In other news, HP will be laying off an additional 5 percent from its global workforce than the 55,500 employees it originally planned to let go. HP announced it would lay off 25,000 workers in 2012, but that number has grown over the years. Business Insider reported that HP has already trimmed 51,900 jobs. More details are expected on Sept. 15 at a Wall Street analysis meeting.

SV150 market report: Dow drops more than 500 points, Apple recruits Tesla engineer

U.S. shares were sharply down Friday, with major indexes dropping more than 3 percent on average. The Dow Jones industrial average fell more than 500 points for the first time in since 2011, and tech stocks took a beating as well. Analysts noted that indexes are down nearly 10 percent from their recent peaks, right into “correction” territory.

“This is likely going to go down as the first meaningful correction in four years,” said David Rosenberg, an economist and strategist at Gluskin Sheff, to the New York Times.

With so much negative news surrounding the market, with the Greek debt crisis, China’s economic downturn and falling oil prices, investors just aren’t feeling too good right now.

“I think uncertainty about China (and) general negativity is weighing on the market. There’s a lack of positive economic news to motivate buyers,” said David Kelly, chief global strategist at JPMorgan Funds, according to Yahoo News.

Apple was down 6.12 percent, or $6.89, to $105.76, as the Cupertino tech giant has recruited Jamie Carlson, a senior engineer from Tesla, along with six others who have experience in self-driving technology, adding further evidence that Apple is getting into the car market, according to Reuters. In other news, a Samsung promotion is letting iPhone users try out a Galaxy phone for a month with cellular service for just $1.

A new report shows that the Apple TV is the fourth-most-popular streaming device, behind Roku, Google’s Chromecast, and the Amazon Fire TV and Fire TV stick. And finally, Dr. Dre’s “Compton” album is no longer an Apple exclusive and is now available on the Google Play store.

Facebook was down 4.97 percent, or $4.50, to $86.06, as the Menlo Park social network is now allowing businesses to post animated GIFs as ads and on Pages — so now businesses can show users just how out of touch they are by posting a GIF of Nyan Cat. Also, co-founder Dustin Moskovitz wrote on Medium that Amazon isn’t the only tech company “burning out its employees” and called for a healthier work/life balance, better hours and more sleep.

Google shares dropped 5.22 percent, or $35.45, to $644.03, as the Mountain View tech giant is no longer requiring Google+ and other Google apps to be preinstalled in Android phones.

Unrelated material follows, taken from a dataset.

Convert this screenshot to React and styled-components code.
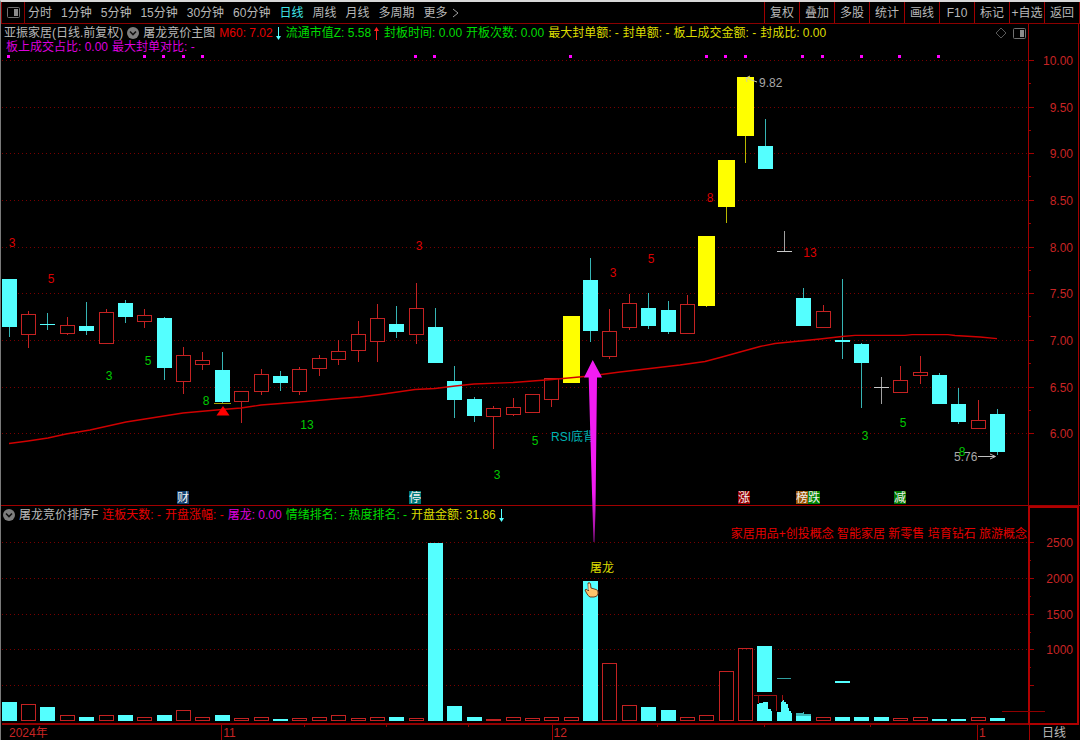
import styled, { createGlobalStyle } from "styled-components";

const GlobalStyle = createGlobalStyle`
  * {
    box-sizing: border-box;
  }
  body {
    margin: 0;
    background: #000;
    color: #b4b4b4;
    font-family: "Liberation Sans", "Noto Sans CJK SC", sans-serif;
    font-size: 12px;
  }
`;

const colors = {
  grey: "#b8b8b8",
  red: "#e60000",
  green: "#00dc00",
  yellow: "#dcdc00",
  magenta: "#dc00dc",
  cyan: "#54ffff",
};

const Window = styled.div`
  display: flex;
  flex-direction: column;
  border-top: 2px solid #d8d8d8;
  border-left: 1px solid #7a7a7a;
`;

const Toolbar = styled.nav`
  display: flex;
  justify-content: space-between;
  height: 22px;
  border: solid #8c0000;
  border-width: 0 1px 1px 1px;
`;
const Periods = styled.div`
  display: flex;
  gap: 9px;
`;
const Tools = styled.div`
  display: flex;
`;
const BarButton = styled.button`
  padding: 0;
  border: 0;
  background: none;
  font: inherit;
  line-height: 22px;
  white-space: nowrap;
  color: ${(props) => (props.$active ? "#3fe6e6" : "#b8b8b8")};
`;
const LayoutButton = styled(BarButton)`
  display: flex;
  align-items: center;
  justify-content: center;
  width: 23px;
  margin-right: -6px;
  border-right: 1px solid #8c0000;
`;
const MoreButton = styled(BarButton)`
  display: flex;
  align-items: center;
  gap: 4px;
`;
const ToolButton = styled(BarButton)`
  width: 35px;
  border-left: 1px solid #a00000;
`;

/* header text and drawing share one grid cell */
const Panel = styled.section`
  display: grid;
  grid-template-columns: 1fr;
  position: relative;
  z-index: ${(props) => props.$level};
`;
const Chart = styled.svg`
  grid-area: 1 / 1;
  display: block;
  width: 100%;
  height: auto;
  overflow: visible;
`;
const Header = styled.header`
  grid-area: 1 / 1;
  z-index: 1;
  align-self: start;
  padding: 2px 0 0 ${(props) => props.$inset}px;
`;
const Line = styled.div`
  display: flex;
  align-items: center;
  gap: 4px;
  height: 14px;
  padding-left: ${(props) => props.$indent || 0}px;
  line-height: 14px;
  white-space: nowrap;
`;
const Field = styled.span`
  display: flex;
  align-items: center;
  gap: 2px;
  color: ${(props) => colors[props.$tone]};
`;
const IconButton = styled.button`
  display: flex;
  padding: 0;
  border: 0;
  background: none;
`;
const Corner = styled.div`
  display: flex;
  align-items: center;
  gap: 6px;
  margin-left: auto;
  padding-right: 54px;
`;

const TimeAxis = styled.footer`
  display: grid;
  grid-template-columns: 220fr 330fr 425fr 52fr 51fr;
  height: 15px;
`;
const Month = styled.span`
  padding-left: ${(props) => props.$pad}px;
  border-left: 1px solid ${(props) => (props.$first ? "transparent" : "#a00000")};
  color: #c82424;
  line-height: 16px;
`;
const PeriodName = styled(Month)`
  color: #b8b8b8;
`;

const centerOf = (i) => Math.round(9 + i * 19.38 - 0.3);

// kind, high, body top, body bottom, low
const candles = [
  ["c", 279, 279, 327, 337],
  ["r", 311, 314, 335, 348],
  ["c", 313, 324, 325, 330],
  ["r", 317, 325, 334, 335],
  ["c", 302, 326, 331, 335],
  ["r", 309, 312, 344, 344],
  ["c", 300, 303, 317, 323],
  ["r", 309, 315, 322, 328],
  ["c", 317, 318, 368, 380],
  ["r", 347, 355, 382, 394],
  ["r", 352, 360, 365, 370],
  ["c", 352, 370, 402, 403],
  ["r", 391, 391, 402, 423],
  ["r", 369, 374, 392, 395],
  ["c", 371, 376, 383, 391],
  ["r", 367, 369, 392, 395],
  ["r", 355, 358, 369, 376],
  ["r", 340, 351, 360, 365],
  ["r", 321, 334, 351, 362],
  ["r", 304, 318, 342, 362],
  ["c", 306, 324, 332, 338],
  ["r", 283, 308, 335, 344],
  ["c", 308, 327, 363, 363],
  ["c", 366, 381, 400, 418],
  ["c", 397, 399, 416, 422],
  ["r", 406, 408, 417, 449],
  ["r", 398, 407, 415, 416],
  ["r", 394, 394, 413, 413],
  ["r", 378, 378, 400, 407],
  ["y", 316, 316, 383, 383],
  ["c", 258, 280, 331, 342],
  ["r", 309, 331, 357, 359],
  ["r", 294, 303, 328, 330],
  ["c", 293, 308, 326, 329],
  ["c", 301, 310, 332, 334],
  ["r", 295, 304, 334, 334],
  ["y", 236, 236, 306, 307],
  ["y", 160, 160, 207, 223],
  ["y", 77, 77, 136, 163],
  ["c", 119, 146, 169, 169],
  ["w", 231, 251, 252, 252],
  ["c", 288, 298, 326, 326],
  ["r", 305, 311, 328, 328],
  ["c", 279, 340, 342, 359],
  ["c", 343, 344, 363, 408],
  ["w", 377, 387, 388, 404],
  ["r", 366, 380, 393, 393],
  ["r", 356, 372, 376, 384],
  ["c", 373, 375, 404, 404],
  ["c", 388, 404, 422, 424],
  ["r", 400, 420, 429, 429],
  ["c", 409, 414, 452, 455],
];

const candleStyle = {
  c: { fill: "#54ffff", wick: "#36b4b4" },
  r: { fill: "#000", wick: "#c42222" },
  y: { fill: "#ffff00", wick: "#b8b800" },
  w: { fill: "#c8c8c8", wick: "#a0a0a0" },
};

// kind, top of the bar
const volumes = [
  ["c", 702], ["r", 704], ["c", 707], ["r", 715], ["c", 717], ["r", 715],
  ["c", 715], ["r", 717], ["c", 715], ["r", 710], ["r", 717], ["c", 715],
  ["r", 718], ["r", 717], ["c", 719], ["r", 718], ["r", 717], ["r", 715],
  ["r", 718], ["r", 717], ["c", 717], ["r", 718], ["c", 543], ["c", 706],
  ["c", 717], ["r", 719], ["r", 717], ["r", 718], ["r", 717], ["r", 717],
  ["c", 581], ["r", 663], ["r", 705], ["c", 707], ["c", 710], ["r", 717],
  ["r", 715], ["r", 671], ["r", 648], null, null, ["c", 715],
  ["r", 717], ["c", 717], ["c", 717], ["c", 717], ["r", 718], ["r", 717],
  ["c", 719], ["c", 719], ["r", 717], ["c", 718],
];

const signals = [8, 144, 163, 183, 202, 415, 434, 570, 706, 725, 745, 802, 822, 861, 899, 938];

const counts = [
  [12, 243, "3", "red"],
  [51, 279, "5", "red"],
  [419, 246, "3", "red"],
  [613, 273, "3", "red"],
  [651, 259, "5", "red"],
  [710, 198, "8", "red"],
  [810, 253, "13", "red"],
  [109, 376, "3", "green"],
  [148, 361, "5", "green"],
  [206, 401, "8", "green"],
  [307, 425, "13", "green"],
  [535, 441, "5", "green"],
  [497, 475, "3", "green"],
  [865, 436, "3", "green"],
  [903, 423, "5", "green"],
  [962, 452, "8", "green"],
];

const events = [
  [177, "财", "#123f70"],
  [409, "停", "#007a7a"],
  [738, "涨", "#960000"],
  [796, "榜", "#9a5200"],
  [808, "跌", "#008000"],
  [894, "减", "#007800"],
];

const prices = ["10.00", "9.50", "9.00", "8.50", "8.00", "7.50", "7.00", "6.50", "6.00"];
const amounts = ["2500", "2000", "1500", "1000", ""];

const average =
  "9,443.5 28,441 48,438 66,434 90,430 126,422 145,419 183,413 222,409.5 241,408 261,405 300,402 " +
  "340,398.5 360,397 380,394.5 415,389.5 435,388.5 455,386 474,384 513,382.5 552,379.5 590,376 " +
  "620,372 650,368.5 680,365 705,361.5 722,357 740,352 760,346.5 775,343.5 795,341.5 820,339 " +
  "842,336.5 855,335.4 905,335.4 912,334.6 948,334.6 955,335.5 980,337 997,338.6";

const LayoutIcon = ({ size = 13 }) => (
  <svg width={size} height="11" viewBox="0 0 13 11" fill="none" aria-hidden="true">
    <rect x="0.5" y="0.5" width="12" height="10" rx="1" stroke="#707070" />
    <rect x="7" y="2" width="4" height="7" fill="#8c8c8c" />
  </svg>
);

const CollapseIcon = () => (
  <svg width="12" height="12" viewBox="0 0 12 12" fill="none" aria-hidden="true">
    <circle cx="6" cy="6" r="6" fill="#7e7e7e" />
    <path d="M3 4.5 6 7.5 9 4.5" stroke="#111" strokeWidth="1.6" />
  </svg>
);

const Trend = ({ up }) => (
  <svg width="7" height="13" viewBox="0 0 7 13" aria-hidden="true">
    {up ? (
      <path d="M3 13V4H1L3.5 0 6 4H4V13Z" fill="#ff2020" />
    ) : (
      <path d="M3 0V9H1L3.5 13 6 9H4V0Z" fill="#54ffff" />
    )}
  </svg>
);

const Grid = ({ top, step, labels, bottom }) => (
  <g>
    {labels.map((label, i) => {
      const y = Math.round(top + i * step);
      return (
        <g key={i}>
          <path d={`M2 ${y + 0.5}H1028`} stroke="#780000" strokeDasharray="1 3" />
          <path d={`M1028 ${y + 0.5}h6`} stroke="#a00000" />
          {y + step / 2 < bottom && (
            <path d={`M1028 ${Math.round(y + step / 2) + 0.5}h3`} stroke="#a00000" />
          )}
          <text x="1073" y={y + 5} textAnchor="end" fill="#c82424">
            {label}
          </text>
        </g>
      );
    })}
  </g>
);

const Candle = ({ index, data }) => {
  const [kind, high, top, bottom, low] = data;
  const x = centerOf(index);
  const half = kind === "y" ? 8 : 7;
  const { fill, wick } = candleStyle[kind];
  return (
    <g>
      <path d={`M${x + 0.5} ${high}V${low}`} stroke={wick} />
      {kind === "r" ? (
        <rect x={x - 6.5} y={top + 0.5} width="14" height={bottom - top - 1} fill={fill} stroke={wick} />
      ) : (
        <rect x={x - half} y={top} width={half * 2 + 1} height={bottom - top} fill={fill} />
      )}
    </g>
  );
};

const Volume = ({ index, data }) => {
  const [kind, top] = data;
  const x = centerOf(index);
  return kind === "c" ? (
    <rect x={x - 7} y={top} width="15" height={721 - top} fill="#54ffff" />
  ) : (
    <rect x={x - 6.5} y={top + 0.5} width="14" height={720 - top} fill="none" stroke="#c42222" />
  );
};

const PriceChart = () => (
  <Chart viewBox="1 24 1079 482" role="img" aria-label="日线">
    <g shapeRendering="crispEdges">
      <Grid top={60} step={46.67} labels={prices} bottom={430} />
      <path d="M1028.5 24V505" stroke="#a00000" />
      <path d="M1078.5 24V505M1 505.5H1080" stroke="#a00000" />
      {signals.map((x) => (
        <rect key={x} x={x - 1} y="55" width="3" height="3" fill="#ff00ff" />
      ))}
      {candles.map((data, i) => (
        <Candle key={i} index={i} data={data} />
      ))}
    </g>
    <polyline points={average} fill="none" stroke="#d00000" strokeWidth="1.3" />

    <path d="M214 403.5H231" stroke="#a8a000" />
    <path d="M223 406 229.5 415.5H216.5Z" fill="#ff0000" />

    {counts.map(([x, y, value, tone]) => (
      <text key={`${x}-${y}`} x={x} y={y + 4} textAnchor="middle" fill={tone === "red" ? "#dc0000" : "#00c800"}>
        {value}
      </text>
    ))}

    <text x="759" y="87" fill="#a8a8a8">9.82</text>
    <path d="M757 82 746 78M750 76 746 78 747 82" stroke="#d0d0a0" fill="none" />
    <text x="954" y="461" fill="#a8a8a8">5.76</text>
    <path d="M978 456.5H995M990 454 995.5 456.5 990 459" stroke="#c0c0c0" fill="none" />
    <text x="551" y="441" fill="#00b4b4">RSI底背</text>

    {events.map(([x, name, fill]) => (
      <g key={name}>
        <rect x={x} y="491" width="12" height="13" fill={fill} />
        <text x={x} y="502" fill="#f0f0f0">{name}</text>
      </g>
    ))}

    <defs>
      <linearGradient id="shaft" x1="0" y1="377" x2="0" y2="543" gradientUnits="userSpaceOnUse">
        <stop offset="0.7" stopColor="#f21cf2" />
        <stop offset="1" stopColor="#8a108a" />
      </linearGradient>
    </defs>
    <path d="M592.7 360 602 377.5H597L595.5 510 594.5 542H593.5L592.5 510 588.7 377.5H584Z" fill="url(#shaft)" />
  </Chart>
);

const AuctionChart = () => (
  <Chart viewBox="1 506 1079 219" role="img" aria-label="屠龙竞价排序F">
    <g shapeRendering="crispEdges">
      <Grid top={542} step={35.75} labels={amounts} bottom={680} />
      {/* the last grid line breaks off at the repainted area */}
      <rect x="719" y="684" width="309" height="3" fill="#000" />
      {volumes.map((data, i) => data && <Volume key={i} index={i} data={data} />)}
      <rect x="757" y="646" width="15" height="46" fill="#54ffff" />
      <path d="M777 678.5H791" stroke="#2f9f9f" />
      <path d="M835 681.5H850" stroke="#54ffff" strokeWidth="2" />
      <path d="M2 724H1028" stroke="#900000" strokeWidth="2" />
      <path d="M304.5 724v3M386.5 724v3M468.5 724v3M657.5 724v3M764.5 724v3M870.5 724v3" stroke="#900000" />
      <rect x="1029" y="507" width="49" height="217" fill="none" stroke="#b00000" strokeWidth="2" />
      <path d="M1002 711.5H1045" stroke="#900000" />
      <path d="M757 721V704H759V703H763V702H768V709H771V711H772V721Z" fill="#54ffff" />
      <path d="M777 721V712H781V702H782V700H784V702H786V704H788V708H789V711H791V713H792V721Z" fill="#54ffff" />
      <path d="M796 715V713H803V712H804V714H811V716H796Z" fill="#3cb8b8" />
      <path d="M754 695.5H776M758.5 695V703M776.5 695V711M782.5 695V701" stroke="#a01010" fill="none" />
    </g>

    <text x="1027" y="538" textAnchor="end" fill="#e60000">
      家居用品+创投概念 智能家居 新零售 培育钻石 旅游概念
    </text>
    <text x="590" y="572" fill="#dcdc00">屠龙</text>

    <path
      d="M588 583Q590 582 590.5 584L591 588 596 589.5Q598 590 598 592V594Q597 597 594 597H590Q588 596 586.5 593L585 590Q586 588.5 587.5 590L588.5 591Z"
      fill="#ffc46a"
      stroke="#6b3a1c"
    />
    <path d="M589 584V590" stroke="#ffe9c8" />
  </Chart>
);

const periods = ["分时", "1分钟", "5分钟", "15分钟", "30分钟", "60分钟", "日线", "周线", "月线", "多周期"];
const tools = ["复权", "叠加", "多股", "统计", "画线", "F10", "标记", "+自选", "返回"];

const App = () => {
  return (
    <>
      <GlobalStyle />
      <Window>
        <Toolbar>
          <Periods>
            <LayoutButton aria-label="布局">
              <LayoutIcon />
            </LayoutButton>
            {periods.map((name) => (
              <BarButton key={name} $active={name === "日线"}>
                {name}
              </BarButton>
            ))}
            <MoreButton>
              更多
              <svg width="7" height="10" viewBox="0 0 7 10" fill="none" aria-hidden="true">
                <path d="M1 1 6 5 1 9" stroke="#a0a0a0" />
              </svg>
            </MoreButton>
          </Periods>
          <Tools>
            {tools.map((name) => (
              <ToolButton key={name}>{name}</ToolButton>
            ))}
          </Tools>
        </Toolbar>

        <Panel $level={1}>
          <Header $inset={3}>
            <Line>
              <Field $tone="grey">亚振家居(日线.前复权)</Field>
              <IconButton aria-label="指标">
                <CollapseIcon />
              </IconButton>
              <Field $tone="grey">屠龙竞价主图</Field>
              <Field $tone="red">
                M60: 7.02
                <Trend />
              </Field>
              <Field $tone="green">
                流通市值Z: 5.58
                <Trend up />
              </Field>
              <Field $tone="green">封板时间: 0.00</Field>
              <Field $tone="green">开板次数: 0.00</Field>
              <Field $tone="yellow">最大封单额: -</Field>
              <Field $tone="yellow">封单额: -</Field>
              <Field $tone="yellow">板上成交金额: -</Field>
              <Field $tone="yellow">封成比: 0.00</Field>
              <Corner>
                <svg width="12" height="12" viewBox="0 0 12 12" fill="none" aria-hidden="true">
                  <path d="M6 1 11 6 6 11 1 6Z" stroke="#585858" />
                </svg>
                <LayoutIcon />
              </Corner>
            </Line>
            <Line $indent={2}>
              <Field $tone="magenta">板上成交占比: 0.00</Field>
              <Field $tone="magenta">最大封单对比: -</Field>
            </Line>
          </Header>
          <PriceChart />
        </Panel>

        <Panel $level={0}>
          <Header $inset={2}>
            <Line>
              <IconButton aria-label="指标">
                <CollapseIcon />
              </IconButton>
              <Field $tone="grey">屠龙竞价排序F</Field>
              <Field $tone="red">连板天数: -</Field>
              <Field $tone="red">开盘涨幅: -</Field>
              <Field $tone="magenta">屠龙: 0.00</Field>
              <Field $tone="green">情绪排名: -</Field>
              <Field $tone="green">热度排名: -</Field>
              <Field $tone="yellow">
                开盘金额: 31.86
                <Trend />
              </Field>
            </Line>
          </Header>
          <AuctionChart />
        </Panel>

        <TimeAxis>
          <Month $pad={7} $first>
            2024年
          </Month>
          <Month $pad={1}>11</Month>
          <Month $pad={1}>12</Month>
          <Month $pad={1}>1</Month>
          <PeriodName $pad={12}>日线</PeriodName>
        </TimeAxis>
      </Window>
    </>
  );
};

export default App;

Given how Google has recently removed its Google+ requirement from Google Hangouts and YouTube, things aren’t quite looking good for Google’s social network.

Netflix fell 7.58 percent, or $8.53, to $103.96, as the Los Gatos video-on-demand company is getting flak from activists about how employees in its DVD branch do not receive the recently expanded parental leave benefits.

Salesforce was up 2.11 percent, or $1.43, to $69.25 after reporting earnings on Thursday, touting revenue of $1.63 billion and earnings per share of 19 cents, beating expectations.

Tesla was down 4.71 percent, or $11.41, to $230.77, as CEO Elon Musk purchased $20 million worth of stocks in the Palo Alto electric car company after fundraising $738 million from investors this week. Also, Tesla and Airbnb are partnering to have supercharger stations in select hosts’ homes.

Silicon Valley tech stocks

Up: HP, Salesforce, AMD

Down: Apple, Oracle, Intel, eBay, Gilead, Yahoo, Netflix, Facebook, Tesla, Twitter, SolarCity, Adobe, EA, GoPro, Fitbit, Google

The SV150 index of Silicon Valley’s biggest companies: Down 44.03, or 2.67 percent, to 1,606.91.

The tech-heavy Nasdaq composite index: Down 171.45, or 3.52 percent, to 4,706.04.

The blue chip Dow Jones industrial average: Down 530.94, or 3.12 percent, to 16,459.75.

And the widely watched Standard & Poor’s 500 index: Down 64.84, or 3.19 percent, to 1,970.89.